Hiring Guide
Technical decisions made early have a long half-life — the wrong architecture, stack, or vendor choice can cost years of refactoring. Whether you're a non-technical founder or an engineering team looking for an outside technical review, here's how to find and evaluate the right technology expert.
Use these in an intro call or first session to quickly assess fit and expertise.
1.Given what you know about our stack and stage, what would you be most concerned about?
Why it matters: This reveals how quickly they can pattern-match from limited information. Senior technical advisors will immediately identify 1–2 real risks.
2.How do you decide between building something custom versus using an off-the-shelf solution?
Why it matters: Build vs. buy is one of the highest-leverage decisions a technical team makes. You want someone with a principled framework, not a reflexive preference either way.

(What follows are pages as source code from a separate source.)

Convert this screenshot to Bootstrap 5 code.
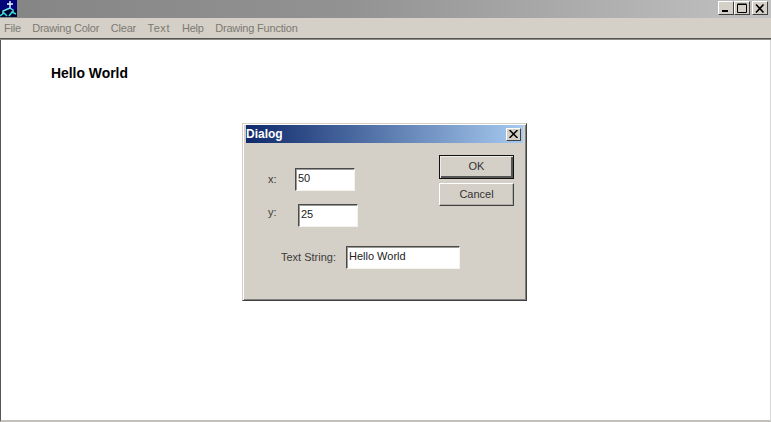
<!DOCTYPE html>
<html lang="en">
<head>
<meta charset="utf-8">
<title>Drawing</title>
<link href="https://cdn.jsdelivr.net/npm/bootstrap@5.3.0/dist/css/bootstrap.min.css" rel="stylesheet">
<style>
html,body{height:422px;overflow:hidden}
body{background:#fff;font-family:"Liberation Sans",Arial,sans-serif;font-size:11px;color:#3a3a36;position:relative}
.app-title{height:18px;background:linear-gradient(90deg,#858585 0,#929292 45%,#c2c2c2 100%)}
.app-icon{width:17px;height:17px;display:block}
.win-btns{gap:0;padding:1px 3px 0 0}
.win-btn{width:16px;height:14px;background:#d4d0c8;border:1px solid;border-color:#fff #404040 #404040 #fff;display:flex;align-items:center;justify-content:center;padding:0}
.win-btn.gap-left{margin-left:2px}
.app-menu{height:20px;background:#d4d0c8;padding-left:4px;gap:11.5px;color:#7c7971;font-size:11px;letter-spacing:-.2px;line-height:20px}
.menu-file{margin-right:-.3px}
.menu-text{letter-spacing:.6px;margin-right:.3px}
.app-rule{height:2px;background:#55534e;border-bottom:1px solid #8e8c86}
.app-canvas{height:382px;background:#fff;border-left:1px solid #555;border-right:1px solid #d8d8d8;border-bottom:2px solid #c2c0ba;padding:25px 0 0 50px;position:relative}
.hello{font-weight:700;font-size:13.9px;color:#000;line-height:17px}
.dlg{position:absolute;left:242px;top:123px;width:285px;height:178px;background:#d4d0c8;border:1px solid;border-color:#d4d0c8 #404040 #404040 #d4d0c8;box-shadow:inset 1px 1px 0 #fff,inset -1px -1px 0 #808080;padding:1px 3px 0 3px}
.dlg-title{height:18px;background:linear-gradient(90deg,#0f2a6c 0,#a6caf0 100%);color:#fff;font-weight:700;font-size:12px;line-height:18px;padding:0 2px 0 0}
.dlg-close{width:15px;height:13px;background:#d4d0c8;border:1px solid;border-color:#fff #404040 #404040 #fff;padding:0;display:flex;align-items:center;justify-content:center}
.dlg-body{color:#3c3c38;font-size:11px}
.dlg-left{width:193px;padding-top:25px;flex:none}
.dlg-right{padding:12px 0 0 0}
.f-row{display:flex;align-items:center;height:23px;white-space:nowrap}
.f-row>*{flex:none}
.f-x{padding-left:22px}
.f-y{padding-left:22px;margin-top:13px}
.f-t{padding-left:35px;margin-top:19px}
.f-lab-x{width:27px}
.f-lab-y{width:30px;position:relative;top:-3px}
.f-lab-t{width:65px}
.f-in{height:23px;background:#fff;border:1px solid;border-color:#4a4a4a #f4f3ee #f4f3ee #4a4a4a;box-shadow:inset 1px 1px 0 #9a9a96;padding:0 2px 3px 2px;font-size:11px;line-height:18px;color:#222;font-family:inherit;border-radius:0;outline:0}
.f-in-sm{width:60px}
.f-in-lg{width:114px}
.dlg-btn{width:75px;font-size:11px;padding:0;background:#d4d0c8;color:#333;border:1px solid;border-color:#fff #404040 #404040 #fff;border-radius:0;display:flex;align-items:center;justify-content:center;font-family:inherit}
.dlg-btn-ok{height:24px;border:1px solid #111;box-shadow:inset 1px 1px 0 #eeece6,inset -2px -2px 0 #555;padding-bottom:2px}
.dlg-btn-cancel{height:23px;margin-top:4px;box-shadow:inset -1px -1px 0 #b0aea8}
</style>
</head>
<body>
<div class="app-title d-flex justify-content-between align-items-start">
  <svg class="app-icon" viewBox="0 0 17 17" aria-hidden="true">
    <rect width="17" height="17" fill="#04047a"/>
    <rect y="10" width="17" height="7" fill="#02022e"/>
    <path d="M10 1V8M7 4H13" stroke="#e8ffff" stroke-width="1.400" fill="none"/>
    <path d="M10 8L3 11V14M10 8L13 10V13" stroke="#6fe8e0" stroke-width="1.400" fill="none"/>
    <path d="M0 16L4 13L7 16M9 16L12 12L16 14" stroke="#3dd" stroke-width="1.500" fill="none"/>
  </svg>
  <div class="d-flex win-btns">
    <button class="win-btn" aria-label="Minimize"><svg width="10" height="10" viewBox="0 0 10 10"><rect x="1" y="7" width="6" height="2" fill="#000"/></svg></button>
    <button class="win-btn" aria-label="Maximize"><svg width="10" height="10" viewBox="0 0 10 10"><path d="M.500 1.500H9.500V9.500H.500Z M.500 1H9.500" fill="none" stroke="#000"/></svg></button>
    <button class="win-btn gap-left" aria-label="Close"><svg width="10" height="9" viewBox="0 0 10 9"><path d="M1 0.500L8.500 8.500M8.500 0.500L1 8.500" stroke="#000" stroke-width="1.600"/></svg></button>
  </div>
</div>
<nav class="app-menu d-flex">
  <span class="menu-file">File</span><span>Drawing Color</span><span>Clear</span><span class="menu-text">Text</span><span>Help</span><span>Drawing Function</span>
</nav>
<div class="app-rule"></div>
<main class="app-canvas">
  <div class="hello">Hello World</div>
</main>
<div class="dlg" role="dialog">
  <div class="dlg-title d-flex justify-content-between align-items-center">
    <span>Dialog</span>
    <button class="dlg-close" aria-label="Close"><svg width="9" height="8" viewBox="0 0 9 8"><path d="M.500 0L8.500 8M8.500 0L.500 8" stroke="#000" stroke-width="1.500"/></svg></button>
  </div>
  <div class="dlg-body d-flex">
    <div class="dlg-left">
      <div class="f-row f-x"><span class="f-lab-x">x:</span><input class="f-in f-in-sm" value="50"></div>
      <div class="f-row f-y"><span class="f-lab-y">y:</span><input class="f-in f-in-sm" value="25"></div>
      <div class="f-row f-t"><span class="f-lab-t">Text String:</span><input class="f-in f-in-lg" value="Hello World"></div>
    </div>
    <div class="dlg-right">
      <button class="dlg-btn dlg-btn-ok">OK</button>
      <button class="dlg-btn dlg-btn-cancel">Cancel</button>
    </div>
  </div>
</div>
<script src="https://cdn.jsdelivr.net/npm/bootstrap@5.3.0/dist/js/bootstrap.bundle.min.js"></script>
</body>
</html>
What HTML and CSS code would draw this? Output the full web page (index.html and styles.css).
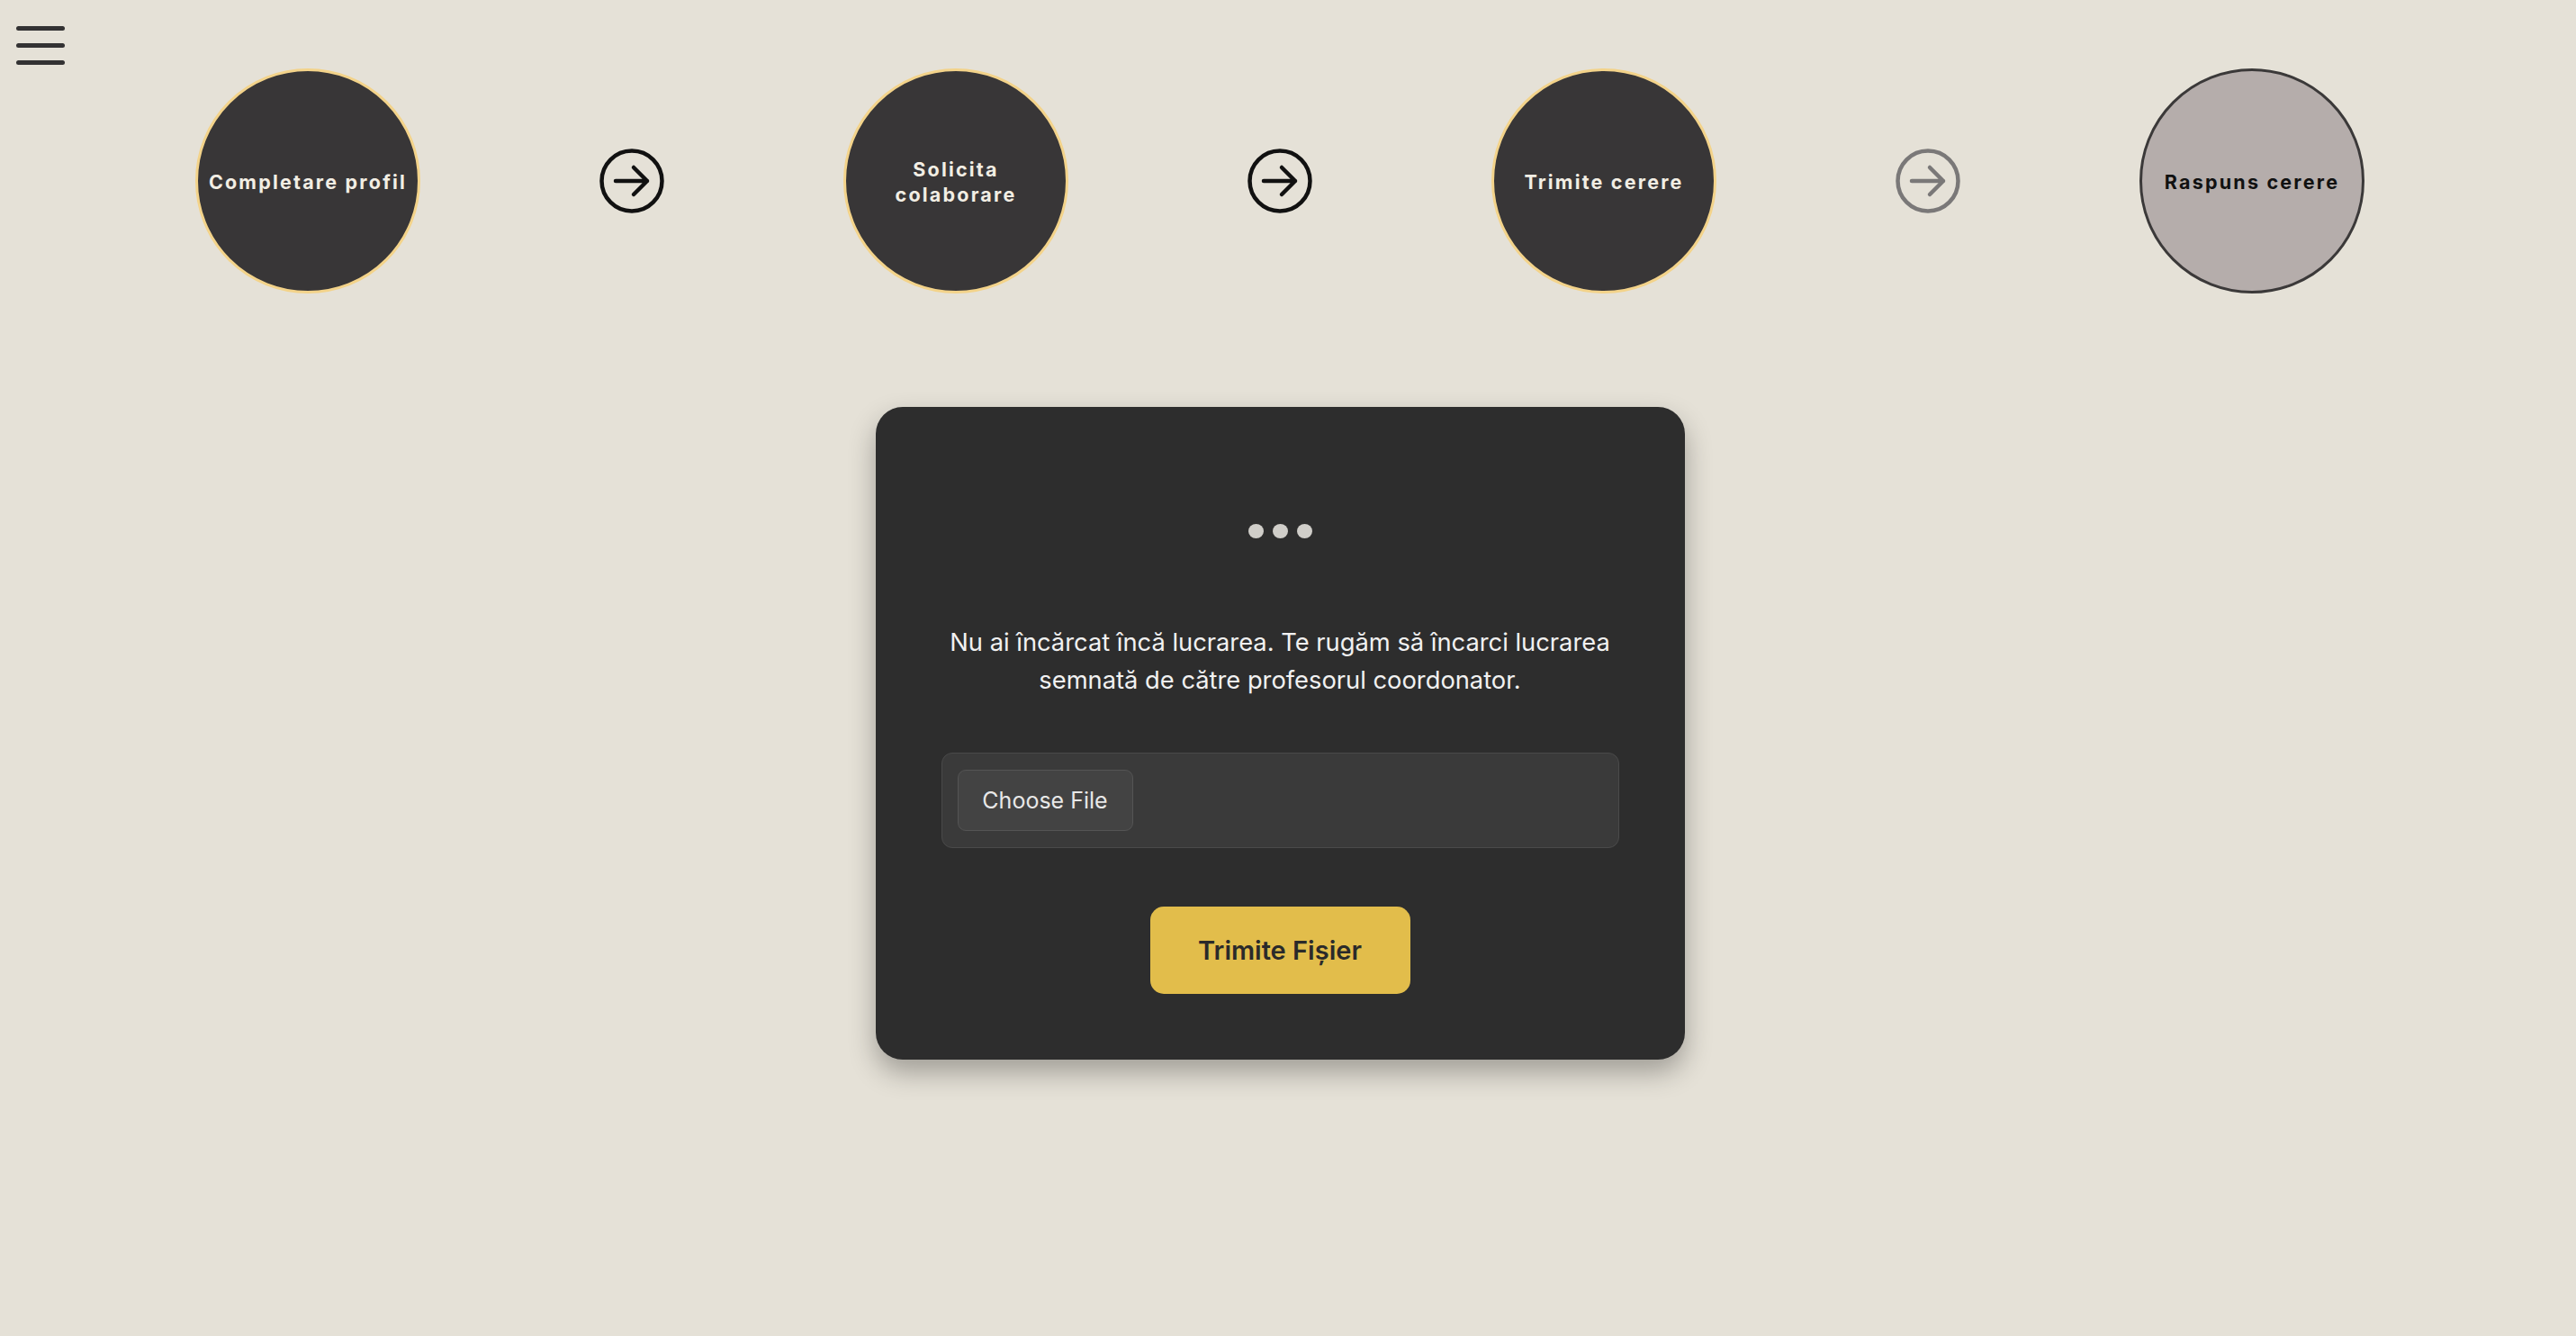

3.Tell me about a technical decision that turned out to be wrong. What happened and what would you do differently?
Why it matters: Every experienced engineer has made significant mistakes. Advisors who can talk candidly about their own failures are more trustworthy.
4.How would you approach evaluating my current codebase or architecture?
Why it matters: You want a structured thinker. A good technical reviewer will describe what they'd look for: code quality signals, test coverage, dependency risks, scalability bottlenecks.
5.What's your opinion on a specific technology choice we've made or are considering?
Why it matters: Ask something specific and technical. You want an informed opinion, not diplomatic hedging.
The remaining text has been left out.